All in all, the idea of a special school district as envisioned by Mr. Pickler and his minions could do more to kill Shelby County than any fears envisioned by Mr. Warren, because it institutionalizes the “we versus they” mentality that is dragging down our community and guarantees that we limp into the future as a fragmented, divided group.

There’s the feeling outside Memphis that their property taxes for schools should not be invested in every student in public schools but only with the students in county schools.  Curiously, no one was concerned about such issues when it was city taxpayers who were footing the bills for county sprawl, new county schools, and county infrastructure.

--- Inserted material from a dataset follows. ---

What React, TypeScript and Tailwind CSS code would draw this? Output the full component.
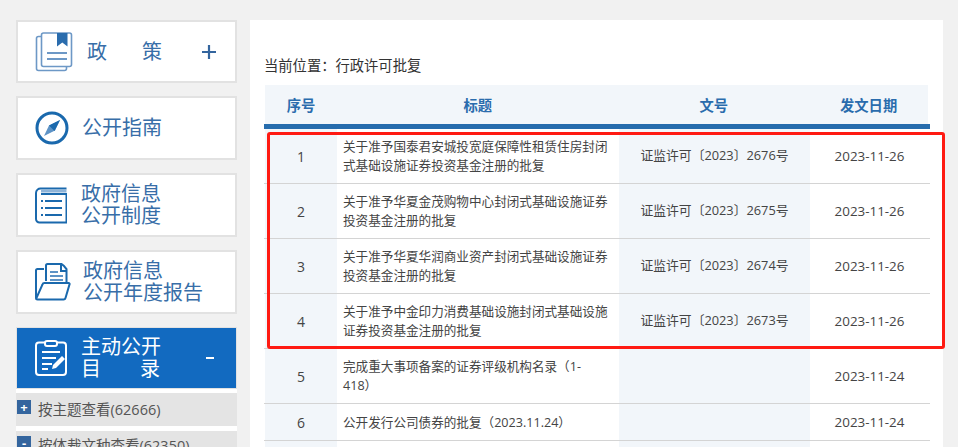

But that’s what democracy is all about.  As a taxing unit, we produce revenues that are shared with people in need of services, whether they are located in Memphis or Millington.  The same principle takes place in Tennessee as we send taxes that are spent all over the state.

King or Statesman?

There are some in county government who suggest that Mr. Pickler is all about getting what he wants most: An empire where he can be the monarch, a position that he’s been rehearsing for for years.  It’s been clear in recent conflicts with his chief funder – county government – that he sees no reason that there should be any checks and balances for county schools or accountability for its decisions.

If he’s serious about proving his good faith, he’ll produce a definitive recommendation sooner rather than later.   We won’t hold our breath, but the ball’s in Mr. Pickler’s court to prove that he has an idea that is in the best interest of every school child in our community.